Authors: Susan Kamei*, USC Spatial Sciences Institute, Yao-Yi Chiang, USC Spatial Sciences Institute, Beau MacDonald, USC Spatial Sciences Institute
Topics: Geography Education, Geographic Information Science and Systems
Keywords: GIS, education, student research, undergraduate, geospatial data
Session Type: Paper
Start / End Time: 9:55 AM / 11:35 AM
Room: Roosevelt 3, Marriott, Exhibition Level
Presentation File: No File Uploaded
The benefits of involving undergraduates in faculty research using GIScience and technologies with geospatial data are manifold for professors, students, and academic programs alike. For faculty, the one-on-one and small-group settings offer opportunities to reinforce foundational concepts introduced in an undergraduate geography-based curriculum, such as concepts of spatial thinking, spatial analysis, approaches utilizing geospatial data, and visualization methods, while encouraging motivated students to think of themselves as front-line scholars and elevate their skills beyond those required in their coursework. For students, the opportunities to learn research methodologies, cultivate presentation and other professional “soft skills,” and contribute to real-world innovations put them on trajectories for graduate school and job placement. The Spatial Sciences Institute at the University of Southern California has created a model for conducting faculty-student GIS research which capitalizes on the value of student experiential learning and supports faculty in maximizing their research funding and building their promotion dossiers.
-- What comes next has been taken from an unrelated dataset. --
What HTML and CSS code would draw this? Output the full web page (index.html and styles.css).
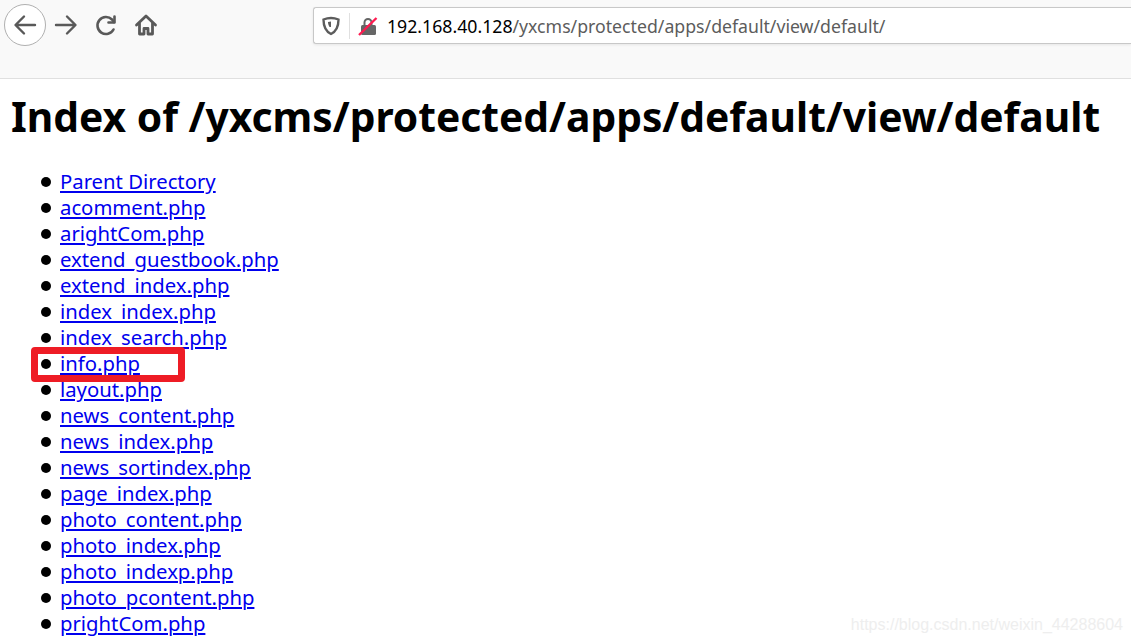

This model incorporates protocols to maximize student participation and engagement, especially among freshmen and first-generation students, faculty effort in producing publications and indicia of effective teaching, and impact for communications and fundraising purposes. The tangible research results as evidenced by conference presentations, awards, scholarships, publications, and placement in internships, post-baccalaureate jobs, and graduate programs redound not only to the benefit of students and faculty, but to their academic programs, as well.